━━ Available data ━━

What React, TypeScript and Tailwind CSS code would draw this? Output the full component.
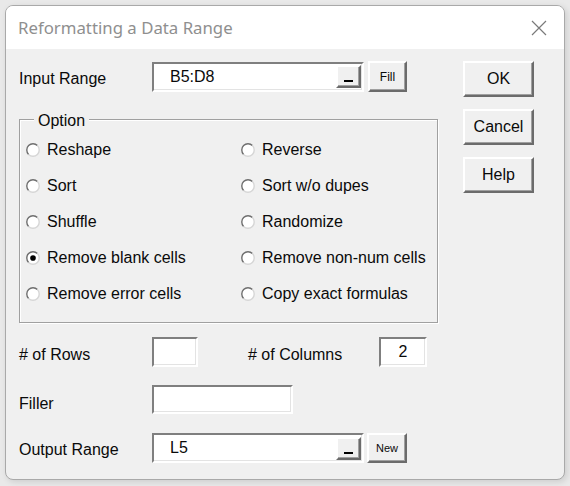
import React from "react";

const sunken =
  "bg-white border-t-2 border-l-2 border-b-2 border-r-2 border-t-[#7f7f7f] border-l-[#7f7f7f] border-b-white border-r-white shadow-[inset_-1px_-1px_0_#e3e3e3]";
const raised =
  "bg-[#f0f0f0] border-t-2 border-l-2 border-b-2 border-r-2 border-t-white border-l-white border-b-[#6b6b6b] border-r-[#6b6b6b] shadow-[inset_-1px_-1px_0_#a0a0a0]";

function Radio({ checked }: { checked?: boolean }) {
  return (
    <svg width="14" height="14" viewBox="0 0 14 14" className="h-[14px] w-[14px] shrink-0">
      <circle cx="7" cy="7" r="6.2" fill="#fff" />
      <path d="M2.6 11.4 A6.2 6.2 0 0 1 11.4 2.6" fill="none" stroke="#6e6e6e" strokeWidth="1.4" />
      <path d="M11.4 2.6 A6.2 6.2 0 0 1 2.6 11.4" fill="none" stroke="#d6d6d6" strokeWidth="1.4" />
      {checked && <circle cx="7" cy="7" r="2.8" fill="#000" />}
    </svg>
  );
}

function Option({ label, checked }: { label: string; checked?: boolean }) {
  return (
    <div className="flex h-[36px] items-center gap-[7px]">
      <Radio checked={checked} />
      <span>{label}</span>
    </div>
  );
}

function RefEdit({ value }: { value: string }) {
  return (
    <div className={`flex h-[30px] w-[212px] items-center ${sunken}`}>
      <span className="flex-1 pl-[16px]">{value}</span>
      <div className={`mr-[1px] flex h-[23px] w-[25px] items-end justify-center pb-[4px] ${raised}`}>
        <div className="h-[2px] w-[9px] bg-black" />
      </div>
    </div>
  );
}

export default function App() {
  const options: [string, boolean][] = [
    ["Reshape", false],
    ["Reverse", false],
    ["Sort", false],
    ["Sort w/o dupes", false],
    ["Shuffle", false],
    ["Randomize", false],
    ["Remove blank cells", true],
    ["Remove non-num cells", false],
    ["Remove error cells", false],
    ["Copy exact formulas", false],
  ];

  return (
    <div className="h-[486px] w-[570px] bg-[#e9e9e9] pl-[5px] pt-[5px]">
      <div className="flex h-[475px] w-[560px] flex-col overflow-hidden rounded-[8px] border border-[#a9a9a9] bg-[#f0f0f0] shadow-[2px_2px_6px_rgba(0,0,0,0.12)]">
        {/* title bar */}
        <div className="flex h-[43px] shrink-0 items-center justify-between bg-white pl-[12px] pr-[17px]">
          <span className="text-[16.8px] text-[#8f8f8f]" style={{ fontFamily: '"Noto Sans", "Open Sans", sans-serif' }}>
            Reformatting a Data Range
          </span>
          <svg width="16" height="16" viewBox="0 0 16 16">
            <path d="M1 1 L15 15 M15 1 L1 15" stroke="#7a7a7a" strokeWidth="1.2" />
          </svg>
        </div>

        {/* body */}
        <div
          className="flex flex-1 pl-[13px] pt-[12px] text-[16px] text-[#0a0a0a]"
          style={{ fontFamily: '"Liberation Sans", Arial, sans-serif' }}
        >
          <div className="flex w-[419px] flex-col">
            <div className="flex h-[31px] items-center">
              <span className="w-[133px] pt-[5px]">Input Range</span>
              <RefEdit value="B5:D8" />
              <button className={`ml-[4px] h-[31px] w-[39px] text-[12px] ${raised}`}>Fill</button>
            </div>

            <div className="relative mt-[27px] h-[204px] border border-[#a0a0a0] pl-[6px] pt-[12px] shadow-[1px_1px_0_#fff,inset_1px_1px_0_#fff]">
              <span className="absolute -top-[11px] left-[14px] bg-[#f0f0f0] px-[4px]">Option</span>
              <div className="grid grid-cols-[215px_1fr]">
                {options.map(([label, checked]) => (
                  <Option key={label} label={label} checked={checked} />
                ))}
              </div>
            </div>

            <div className="mt-[14px] flex h-[30px] items-center">
              <span className="w-[133px] pt-[6px]"># of Rows</span>
              <div className={`h-[30px] w-[46px] ${sunken}`} />
              <span className="ml-[50px] w-[131px] pt-[6px]"># of Columns</span>
              <div className={`flex h-[30px] w-[48px] items-center justify-center ${sunken}`}>2</div>
            </div>

            <div className="mt-[18px] flex h-[29px] items-center">
              <span className="w-[133px] pt-[8px]">Filler</span>
              <div className={`h-[29px] w-[141px] ${sunken}`} />
            </div>

            <div className="mt-[19px] flex h-[30px] items-center">
              <span className="w-[133px] pt-[3px]">Output Range</span>
              <RefEdit value="L5" />
              <button className={`ml-[3px] h-[30px] w-[40px] text-[11px] ${raised}`}>New</button>
            </div>
          </div>

          <div className="ml-[25px] flex flex-col gap-[12px]">
            <button className={`h-[36px] w-[71px] ${raised}`}>OK</button>
            <button className={`h-[36px] w-[71px] ${raised}`}>Cancel</button>
            <button className={`h-[36px] w-[71px] ${raised}`}>Help</button>
          </div>
        </div>
      </div>
    </div>
  );
}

━━━

Skipping the pictures, transcribe each line above exactly as it appears.

• Task answer:
What React, TypeScript and Tailwind CSS code would draw this? Output the full component.
import React from "react";

const sunken =
  "bg-white border-t-2 border-l-2 border-b-2 border-r-2 border-t-[#7f7f7f] border-l-[#7f7f7f] border-b-white border-r-white shadow-[inset_-1px_-1px_0_#e3e3e3]";
const raised =
  "bg-[#f0f0f0] border-t-2 border-l-2 border-b-2 border-r-2 border-t-white border-l-white border-b-[#6b6b6b] border-r-[#6b6b6b] shadow-[inset_-1px_-1px_0_#a0a0a0]";

function Radio({ checked }: { checked?: boolean }) {
  return (
    <svg width="14" height="14" viewBox="0 0 14 14" className="h-[14px] w-[14px] shrink-0">
      <circle cx="7" cy="7" r="6.2" fill="#fff" />
      <path d="M2.6 11.4 A6.2 6.2 0 0 1 11.4 2.6" fill="none" stroke="#6e6e6e" strokeWidth="1.4" />
      <path d="M11.4 2.6 A6.2 6.2 0 0 1 2.6 11.4" fill="none" stroke="#d6d6d6" strokeWidth="1.4" />
      {checked && <circle cx="7" cy="7" r="2.8" fill="#000" />}
    </svg>
  );
}

function Option({ label, checked }: { label: string; checked?: boolean }) {
  return (
    <div className="flex h-[36px] items-center gap-[7px]">
      <Radio checked={checked} />
      <span>{label}</span>
    </div>
  );
}

function RefEdit({ value }: { value: string }) {
  return (
    <div className={`flex h-[30px] w-[212px] items-center ${sunken}`}>
      <span className="flex-1 pl-[16px]">{value}</span>
      <div className={`mr-[1px] flex h-[23px] w-[25px] items-end justify-center pb-[4px] ${raised}`}>
        <div className="h-[2px] w-[9px] bg-black" />
      </div>
    </div>
  );
}

export default function App() {
  const options: [string, boolean][] = [
    ["Reshape", false],
    ["Reverse", false],
    ["Sort", false],
    ["Sort w/o dupes", false],
    ["Shuffle", false],
    ["Randomize", false],
    ["Remove blank cells", true],
    ["Remove non-num cells", false],
    ["Remove error cells", false],
    ["Copy exact formulas", false],
  ];

  return (
    <div className="h-[486px] w-[570px] bg-[#e9e9e9] pl-[5px] pt-[5px]">
      <div className="flex h-[475px] w-[560px] flex-col overflow-hidden rounded-[8px] border border-[#a9a9a9] bg-[#f0f0f0] shadow-[2px_2px_6px_rgba(0,0,0,0.12)]">
        {/* title bar */}
        <div className="flex h-[43px] shrink-0 items-center justify-between bg-white pl-[12px] pr-[17px]">
          <span className="text-[16.8px] text-[#8f8f8f]" style={{ fontFamily: '"Noto Sans", "Open Sans", sans-serif' }}>
            Reformatting a Data Range
          </span>
          <svg width="16" height="16" viewBox="0 0 16 16">
            <path d="M1 1 L15 15 M15 1 L1 15" stroke="#7a7a7a" strokeWidth="1.2" />
          </svg>
        </div>

        {/* body */}
        <div
          className="flex flex-1 pl-[13px] pt-[12px] text-[16px] text-[#0a0a0a]"
          style={{ fontFamily: '"Liberation Sans", Arial, sans-serif' }}
        >
          <div className="flex w-[419px] flex-col">
            <div className="flex h-[31px] items-center">
              <span className="w-[133px] pt-[5px]">Input Range</span>
              <RefEdit value="B5:D8" />
              <button className={`ml-[4px] h-[31px] w-[39px] text-[12px] ${raised}`}>Fill</button>
            </div>

            <div className="relative mt-[27px] h-[204px] border border-[#a0a0a0] pl-[6px] pt-[12px] shadow-[1px_1px_0_#fff,inset_1px_1px_0_#fff]">
              <span className="absolute -top-[11px] left-[14px] bg-[#f0f0f0] px-[4px]">Option</span>
              <div className="grid grid-cols-[215px_1fr]">
                {options.map(([label, checked]) => (
                  <Option key={label} label={label} checked={checked} />
                ))}
              </div>
            </div>

            <div className="mt-[14px] flex h-[30px] items-center">
              <span className="w-[133px] pt-[6px]"># of Rows</span>
              <div className={`h-[30px] w-[46px] ${sunken}`} />
              <span className="ml-[50px] w-[131px] pt-[6px]"># of Columns</span>
              <div className={`flex h-[30px] w-[48px] items-center justify-center ${sunken}`}>2</div>
            </div>

            <div className="mt-[18px] flex h-[29px] items-center">
              <span className="w-[133px] pt-[8px]">Filler</span>
              <div className={`h-[29px] w-[141px] ${sunken}`} />
            </div>

            <div className="mt-[19px] flex h-[30px] items-center">
              <span className="w-[133px] pt-[3px]">Output Range</span>
              <RefEdit value="L5" />
              <button className={`ml-[3px] h-[30px] w-[40px] text-[11px] ${raised}`}>New</button>
            </div>
          </div>

          <div className="ml-[25px] flex flex-col gap-[12px]">
            <button className={`h-[36px] w-[71px] ${raised}`}>OK</button>
            <button className={`h-[36px] w-[71px] ${raised}`}>Cancel</button>
            <button className={`h-[36px] w-[71px] ${raised}`}>Help</button>
          </div>
        </div>
      </div>
    </div>
  );
}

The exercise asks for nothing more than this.